Nick Finazzo: So, I think we have three or four aircraft in conversion now. One of them started I believe in December. The first one started in December; it was supposed to start in October. And that was — those were — we relied on our — on one of our SEC provider to have contracted for those slots and that got delayed. They ended up not being able to contract with one of their providers. Initially, we thought we would have three and now we have two. So, between us and the STC provider or the 757, we’ve now got all 12 slots booked. Some of those actually we took as cargo kits and then we contracted with a provider to do the installations. AerSale itself will not be doing any of these conversions. But that pushed back the second and third aircraft that we’re supposed to go in, in October and December and to push it back several months. I don’t know the exact dates out of top of my head.
Martin Garmendia: It’s supposed to be delivered in those periods.

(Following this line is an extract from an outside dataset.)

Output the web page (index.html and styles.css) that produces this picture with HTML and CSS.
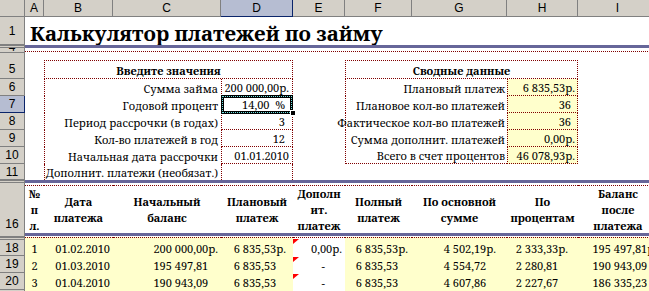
FILE: index.html
```html
<!DOCTYPE html>
<html lang="ru">
  <head>
    <meta charset="UTF-8" />
    <title>Калькулятор платежей по займу</title>
    <link rel="stylesheet" href="styles.css">
  </head>
  <body>
    <div class="sheet">
      <!-- column letters -->
      <div class="row colhdr">
        <div class="rh"></div>
        <div class="cells">
          <div class="ch w-a">A</div>
          <div class="ch w-b">B</div>
          <div class="ch w-c">C</div>
          <div class="ch w-d sel">D</div>
          <div class="ch w-e">E</div>
          <div class="ch w-f">F</div>
          <div class="ch w-g">G</div>
          <div class="ch w-h">H</div>
          <div class="ch w-i">I</div>
        </div>
      </div>

      <div class="row r1">
        <div class="rh">1</div>
        <div class="cells">
          <h1 class="title">Калькулятор платежей по займу</h1>
        </div>
      </div>

      <div class="row r4">
        <div class="rh gap tiny">4</div>
        <div class="cells rule"><div class="dots"></div></div>
      </div>

      <!-- input / summary boxes -->
      <div class="row r5">
        <div class="rh low2">5</div>
        <div class="cells">
          <div class="cell w-a"></div>
          <div class="cell w-bd box-head">Введите значения</div>
          <div class="cell w-e"></div>
          <div class="cell w-fh box-head">Сводные данные</div>
        </div>
      </div>

      <div class="row">
        <div class="rh">6</div>
        <div class="cells">
          <div class="cell w-a"></div>
          <div class="cell w-bc label">Сумма займа</div>
          <div class="cell w-d input">200 000,00р.</div>
          <div class="cell w-e"></div>
          <div class="cell w-fg label right">Плановый платеж</div>
          <div class="cell w-h input result">6 835,53р.</div>
        </div>
      </div>

      <div class="row">
        <div class="rh sel">7</div>
        <div class="cells">
          <div class="cell w-a"></div>
          <div class="cell w-bc label">Годовой процент</div>
          <div class="cell w-d input short cur">14,00&nbsp; %<span class="handle"></span></div>
          <div class="cell w-e"></div>
          <div class="cell w-fg label right">Плановое кол-во платежей</div>
          <div class="cell w-h input result short">36</div>
        </div>
      </div>

      <div class="row">
        <div class="rh">8</div>
        <div class="cells">
          <div class="cell w-a"></div>
          <div class="cell w-bc label">Период рассрочки (в годах)</div>
          <div class="cell w-d input short">3</div>
          <div class="cell w-e"></div>
          <div class="cell w-fg label right">Фактическое кол-во платежей</div>
          <div class="cell w-h input result short">36</div>
        </div>
      </div>

      <div class="row">
        <div class="rh">9</div>
        <div class="cells">
          <div class="cell w-a"></div>
          <div class="cell w-bc label">Кол-во платежей в год</div>
          <div class="cell w-d input short">12</div>
          <div class="cell w-e"></div>
          <div class="cell w-fg label right">Сумма дополнит. платежей</div>
          <div class="cell w-h input result">0,00р.</div>
        </div>
      </div>

      <div class="row">
        <div class="rh">10</div>
        <div class="cells">
          <div class="cell w-a"></div>
          <div class="cell w-bc label">Начальная дата рассрочки</div>
          <div class="cell w-d input">01.01.2010</div>
          <div class="cell w-e"></div>
          <div class="cell w-fg label right last">Всего в счет процентов</div>
          <div class="cell w-h input result">46 078,93р.</div>
        </div>
      </div>

      <div class="row r11">
        <div class="rh">11</div>
        <div class="cells">
          <div class="cell w-a"></div>
          <div class="cell w-bc label">Дополнит. платежи (необязат.)</div>
          <div class="cell w-d input open"></div>
        </div>
      </div>

      <!-- schedule table -->
      <div class="row r16">
        <div class="rh gap low">16</div>
        <div class="cells head">
          <div class="cell th w-a"><span>№<br>п<br>л.</span></div>
          <div class="cell th w-b"><span>Дата<br>платежа</span></div>
          <div class="cell th w-c"><span>Начальный<br>баланс</span></div>
          <div class="cell th w-d"><span>Плановый<br>платеж</span></div>
          <div class="cell th w-e"><span>Дополн<br>ит.<br>платеж</span></div>
          <div class="cell th w-f"><span>Полный<br>платеж</span></div>
          <div class="cell th w-g"><span>По основной<br>сумме</span></div>
          <div class="cell th w-h"><span>По<br>процентам</span></div>
          <div class="cell th w-i"><span>Баланс<br>после<br>платежа</span></div>
        </div>
      </div>

      <div class="row r18">
        <div class="rh gap">18</div>
        <div class="cells data first">
          <div class="cell w-a idx">1</div>
          <div class="cell w-b num">01.02.2010</div>
          <div class="cell w-c num">200 000,00р.</div>
          <div class="cell w-d num">6 835,53р.</div>
          <div class="cell w-e num extra"><span class="note"></span>0,00р.</div>
          <div class="cell w-f num">6 835,53р.</div>
          <div class="cell w-g num">4 502,19р.</div>
          <div class="cell w-h num">2 333,33р.</div>
          <div class="cell w-i num">195 497,81р.</div>
        </div>
      </div>

      <div class="row">
        <div class="rh">19</div>
        <div class="cells data">
          <div class="cell w-a idx">2</div>
          <div class="cell w-b num">01.03.2010</div>
          <div class="cell w-c num">195 497,81<span class="ghost">р.</span></div>
          <div class="cell w-d num">6 835,53<span class="ghost">р.</span></div>
          <div class="cell w-e num extra dash"><span class="note"></span>-</div>
          <div class="cell w-f num">6 835,53<span class="ghost">р.</span></div>
          <div class="cell w-g num">4 554,72<span class="ghost">р.</span></div>
          <div class="cell w-h num">2 280,81<span class="ghost">р.</span></div>
          <div class="cell w-i num">190 943,09<span class="ghost">р.</span></div>
        </div>
      </div>

      <div class="row">
        <div class="rh">20</div>
        <div class="cells data">
          <div class="cell w-a idx">3</div>
          <div class="cell w-b num">01.04.2010</div>
          <div class="cell w-c num">190 943,09<span class="ghost">р.</span></div>
          <div class="cell w-d num">6 835,53<span class="ghost">р.</span></div>
          <div class="cell w-e num extra dash"><span class="note"></span>-</div>
          <div class="cell w-f num">6 835,53<span class="ghost">р.</span></div>
          <div class="cell w-g num">4 607,86<span class="ghost">р.</span></div>
          <div class="cell w-h num">2 227,67<span class="ghost">р.</span></div>
          <div class="cell w-i num">186 335,23<span class="ghost">р.</span></div>
        </div>
      </div>

      <div class="row">
        <div class="rh"></div>
        <div class="cells data">
          <div class="cell w-a"></div>
          <div class="cell w-b"></div>
          <div class="cell w-c"></div>
          <div class="cell w-d"></div>
          <div class="cell w-e extra"></div>
          <div class="cell w-f"></div>
          <div class="cell w-g"></div>
          <div class="cell w-h"></div>
          <div class="cell w-i"></div>
        </div>
      </div>
    </div>
  </body>
</html>
```

FILE: styles.css
```css
* {
  margin: 0;
  padding: 0;
  box-sizing: border-box;
}

body,
html {
  width: 100%;
  height: 100%;
  overflow: hidden;
  background: #fff;
}

body {
  font-family: "Noto Serif", "DejaVu Serif", serif;
  font-size: 11px;
  color: #000;
}

.sheet {
  width: 658px;
}

/* rows */
.row {
  display: flex;
  height: 17px;
}

.r1 {
  height: 28px;
}

.r4 {
  height: 8px;
}

.r5 {
  height: 26px;
}

.r11 {
  height: 16px;
}

.r16 {
  height: 57px;
}

.r18 {
  height: 19px;
}

/* row numbers */
.rh {
  flex: none;
  width: 25px;
  display: flex;
  align-items: center;
  justify-content: center;
  background: #d4d0c8;
  border-right: 1px solid #808080;
  border-bottom: 1px solid #808080;
  font-family: "Liberation Sans", Arial, sans-serif;
  font-size: 12px;
  overflow: hidden;
}

.rh.gap {
  border-top: 3px double #808080;
}

.rh.tiny {
  align-items: flex-end;
  line-height: 10px;
}

.rh.low {
  align-items: flex-end;
  padding-bottom: 5px;
}

.rh.low2 {
  align-items: flex-end;
  padding-bottom: 2px;
}

.rh.sel {
  background: #b6bdd2;
  border-right-color: #0a246a;
  border-bottom-color: #0a246a;
}

.cells {
  flex: none;
  width: 633px;
  display: flex;
}

/* column letters */
.ch {
  flex: none;
  display: flex;
  align-items: center;
  justify-content: center;
  background: #d4d0c8;
  border-right: 1px solid #808080;
  border-bottom: 1px solid #808080;
  font-family: "Liberation Sans", Arial, sans-serif;
  font-size: 12px;
}

.ch.sel {
  background: #b6bdd2;
  border-right-color: #0a246a;
  border-bottom-color: #0a246a;
}

/* column widths */
.w-a { width: 19px; }
.w-b { width: 69px; }
.w-c { width: 108px; }
.w-d { width: 72px; }
.w-e { width: 52px; }
.w-f { width: 67px; }
.w-g { width: 95px; }
.w-h { width: 71px; }
.w-i { width: 80px; }
.w-bc { width: 177px; }
.w-bd { width: 249px; }
.w-fg { width: 162px; }
.w-fh { width: 233px; }

.cell {
  flex: none;
  display: flex;
  align-items: flex-end;
  line-height: 14px;
  white-space: nowrap;
  overflow: hidden;
}

/* title */
.r1 .cells {
  align-items: flex-end;
}

.title {
  padding-left: 5px;
  font-size: 20.5px;
  line-height: 24px;
  font-weight: bold;
  white-space: nowrap;
}

.rule {
  flex-direction: column;
  border-top: 3px solid #666699;
}

.dots {
  margin-top: 3px;
  border-top: 1px dotted #800000;
}

/* boxes */
.box-head {
  margin-top: 7px;
  justify-content: center;
  border: 1px dotted #800000;
  font-weight: bold;
}

.label {
  justify-content: flex-end;
  padding-right: 3px;
  border-left: 1px dotted #800000;
  overflow: visible;
}

.label.right {
  padding-right: 2px;
}

.label.last {
  border-bottom: 1px dotted #800000;
}

.input {
  justify-content: flex-end;
  padding-right: 3px;
  border-left: 1px dotted #800000;
  border-right: 1px dotted #800000;
  border-bottom: 1px dotted #800000;
}

.input.short {
  padding-right: 7px;
}

.input.open {
  border-bottom: none;
}

.result {
  background: #ffffcc;
  padding-right: 2px;
}

.result.short {
  padding-right: 6px;
}

/* selected cell */
.cur {
  position: relative;
  overflow: visible;
}

.cur::before {
  content: "";
  position: absolute;
  left: -1px;
  top: -1px;
  right: -1px;
  bottom: -2px;
  border: 3px solid #000;
}

.cur::after {
  content: "";
  position: absolute;
  left: 0;
  top: 0;
  right: 0;
  bottom: -1px;
  border: 1px dotted #6fe3e3;
}

.handle {
  position: absolute;
  right: -4px;
  bottom: -4px;
  width: 6px;
  height: 6px;
  background: #000;
  border: 1px solid #fff;
  z-index: 1;
}

/* schedule header */
.head {
  border-top: 3px solid #666699;
  border-bottom: 3px solid #666699;
  margin-bottom: 1px;
}

.th {
  margin-top: 2px;
  align-items: center;
  justify-content: center;
  border-top: 1px dotted #800000;
  font-weight: bold;
  line-height: 16px;
  text-align: center;
}

/* schedule rows */
.data {
  background: #ffffcc;
}

.data.first .cell {
  border-top: 1px dotted #800000;
}

.idx {
  justify-content: center;
}

.num {
  justify-content: flex-end;
  padding-right: 3px;
}

.num.w-d { padding-right: 7px; }
.num.w-f { padding-right: 4px; }
.num.w-g { padding-right: 11px; }
.num.w-h { padding-right: 10px; }
.num.w-i { padding-right: 1px; }

.extra {
  position: relative;
  background: #fff;
}

.dash {
  padding-right: 20px;
}

.ghost {
  visibility: hidden;
}

.note {
  position: absolute;
  top: 1px;
  left: 0;
  width: 0;
  height: 0;
  border-top: 5px solid #f00;
  border-right: 6px solid transparent;
}
```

Nick Finazzo: Well, the October 1 would be delivered in the first quarter, so deliveries that we expected to happen in the first quarter, I don’t even know if we may get one in the first quarter. As you previously asked and we mentioned, when we thought we would get all 12 in the year, we thought those would be fairly evenly spaced throughout the year. Now with the exception of maybe one in the first quarter, I don’t even know if it’s possible to get maybe two the balance will come in the rest of the year and we’ve got a pretty full line at this point on a go forward basis. But that whole thing shifts back a couple of months, so think aircraft that we expected to have delivered in the last quarter, three of those will push into the early first quarter and will be available in the first quarter of 24.
Ken Herbert: Okay, okay, that’s helpful. Are you finding with the delays that the cost for the conversions has significantly changed? It sounds like you’re doing more maybe of the kit purchasing relative to outsourcing that. How should we think about your costs associated with the conversions here on these next 12 aircraft, it sounds like there’s been a number of changes in your strategy around that?

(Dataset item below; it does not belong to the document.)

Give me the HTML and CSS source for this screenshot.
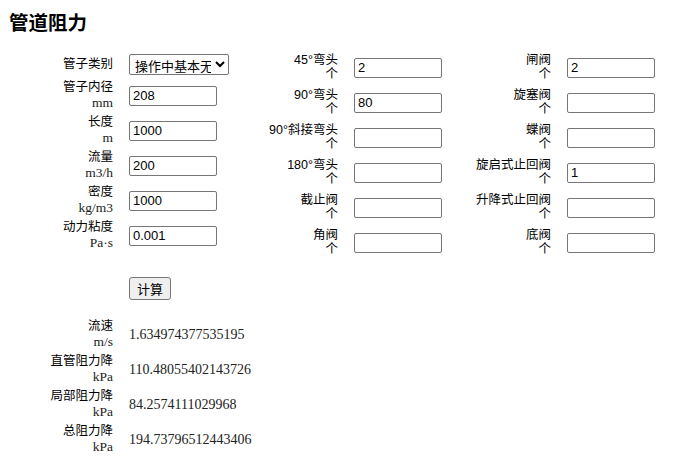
FILE: index.html
```html
<!DOCTYPE html>
<html lang="zh-CN">
<head>
    <meta charset="UTF-8">
    <meta name="viewport" content="width=device-width, initial-scale=1.0">
    <title>管道阻力</title>
    <link rel="stylesheet" href="styles.css">
</head>
<body>

<h1 class="title">管道阻力</h1>

<div class="form">
    <!-- 管子参数 -->
    <div class="col col-pipe">
        <div class="label">管子类别</div>
        <div><select id="pipe-type">
            <option>操作中基本无腐蚀的无缝钢管</option>
            <option>操作中有轻度腐蚀的无缝钢管</option>
            <option>操作中有显著腐蚀的无缝钢管</option>
        </select></div>

        <div class="label">管子内径<br><span class="unit">mm</span></div>
        <div><input type="text" value="208"></div>

        <div class="label">长度<br><span class="unit">m</span></div>
        <div><input type="text" value="1000"></div>

        <div class="label">流量<br><span class="unit">m3/h</span></div>
        <div><input type="text" value="200"></div>

        <div class="label">密度<br><span class="unit">kg/m3</span></div>
        <div><input type="text" value="1000"></div>

        <div class="label">动力粘度<br><span class="unit">Pa·s</span></div>
        <div><input type="text" value="0.001"></div>
    </div>

    <!-- 弯头 -->
    <div class="col col-fit">
        <div class="label">45°弯头<br>个</div>
        <div><input type="text" value="2"></div>

        <div class="label">90°弯头<br>个</div>
        <div><input type="text" value="80"></div>

        <div class="label">90°斜接弯头<br>个</div>
        <div><input type="text" value=""></div>

        <div class="label">180°弯头<br>个</div>
        <div><input type="text" value=""></div>

        <div class="label">截止阀<br>个</div>
        <div><input type="text" value=""></div>

        <div class="label">角阀<br>个</div>
        <div><input type="text" value=""></div>
    </div>

    <!-- 阀门 -->
    <div class="col col-fit">
        <div class="label">闸阀<br>个</div>
        <div><input type="text" value="2"></div>

        <div class="label">旋塞阀<br>个</div>
        <div><input type="text" value=""></div>

        <div class="label">蝶阀<br>个</div>
        <div><input type="text" value=""></div>

        <div class="label">旋启式止回阀<br>个</div>
        <div><input type="text" value="1"></div>

        <div class="label">升降式止回阀<br>个</div>
        <div><input type="text" value=""></div>

        <div class="label">底阀<br>个</div>
        <div><input type="text" value=""></div>
    </div>
</div>

<div class="actions">
    <button type="button">计算</button>
</div>

<div class="results">
    <div class="label">流速<br><span class="unit">m/s</span></div>
    <div class="value">1.634974377535195</div>

    <div class="label">直管阻力降<br><span class="unit">kPa</span></div>
    <div class="value">110.48055402143726</div>

    <div class="label">局部阻力降<br><span class="unit">kPa</span></div>
    <div class="value">84.2574111029968</div>

    <div class="label">总阻力降<br><span class="unit">kPa</span></div>
    <div class="value">194.73796512443406</div>
</div>

</body>
</html>
```

FILE: styles.css
```css
body {
    margin: 8px;
    font-family: 'Liberation Sans', 'Noto Sans CJK SC', sans-serif;
    font-size: 13px;
    color: #000;
    background: #fff;
}
.title {
    font-family: 'Noto Sans CJK SC', sans-serif;
    font-size: 19.5px;
    font-weight: bold;
    line-height: 28px;
    margin: 0 0 14px 1px;
}
.form {
    display: flex;
    gap: 16px;
    align-items: flex-start;
}
.col {
    display: grid;
    column-gap: 16px;
    grid-auto-rows: 35px;
    align-items: center;
}
.col-pipe {
    grid-template-columns: 105px 100px;
    grid-template-rows: 28px;
}
.col-fit {
    grid-template-columns: 93px 88px;
}
.label {
    text-align: right;
    font-size: 12.5px;
    line-height: 15px;
}
.col-fit .label {
    line-height: 13.5px;
}
.unit {
    font-family: 'Liberation Serif', serif;
    font-size: 13.5px;
    color: #222;
}
input {
    display: block;
    box-sizing: border-box;
    width: 88px;
    height: 20px;
    margin: 0;
    padding: 1px 3px;
    border: 1px solid #767676;
    border-radius: 2px;
    font-family: 'Liberation Sans', sans-serif;
    font-size: 13px;
    color: #000;
}
select {
    display: block;
    box-sizing: border-box;
    width: 100px;
    height: 21px;
    margin: 0;
    padding: 0 1px;
    border: 1px solid #767676;
    border-radius: 2px;
    background: #fff;
    font-family: 'Noto Sans CJK SC', sans-serif;
    font-size: 13px;
    color: #000;
}
.actions {
    margin: 17px 0 0 121px;
}
button {
    box-sizing: border-box;
    height: 23px;
    padding: 0 7px;
    border: 1px solid #767676;
    border-radius: 3px;
    background: #efefef;
    font-family: 'Noto Sans CJK SC', sans-serif;
    font-size: 13px;
    line-height: 19px;
    color: #000;
}
.results {
    display: grid;
    grid-template-columns: 105px auto;
    column-gap: 16px;
    grid-auto-rows: 35px;
    align-items: center;
    margin-top: 17px;
}
.value {
    font-family: 'Liberation Serif', serif;
    font-size: 14px;
    color: #222;
}
```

Nick Finazzo: So, the actual cost of doing the conversions is actually better for us or by us buying the kits and having the vendor, our own vendor do the installation. It actually lowers our cost over having the FCC provider do the conversions for us. So, the actual shift where we had to buy kits and get them converted ourselves actually is a benefit to the conversion cost itself.
Martin Garmendia: Where we are seeing — yes Ken, we are seeing increases in the 757-conversion program is on the overall cost of engines and that we had the advantage of the benefit in the first two years of pretty robust spare engine inventory balance. Now the engines that we have require more engine work, so that’s increasing the cost and even for a few of those assets, we might have to go into the market to secure those overall assets. So, we reflected that in our guidance, which is why we’re projecting a lower margin profile for this year, compared to the last.
Ken Herbert: Okay. Thanks, Martin. Just finally, on the flight test associated with Artware, you commented you’ve completed two of the five that are outlined. Can you provide any indications of how those first two, sort of, flight test packages went? Was there anything you learned that either positively or negatively that was significantly incremental to expectations and how have those gone?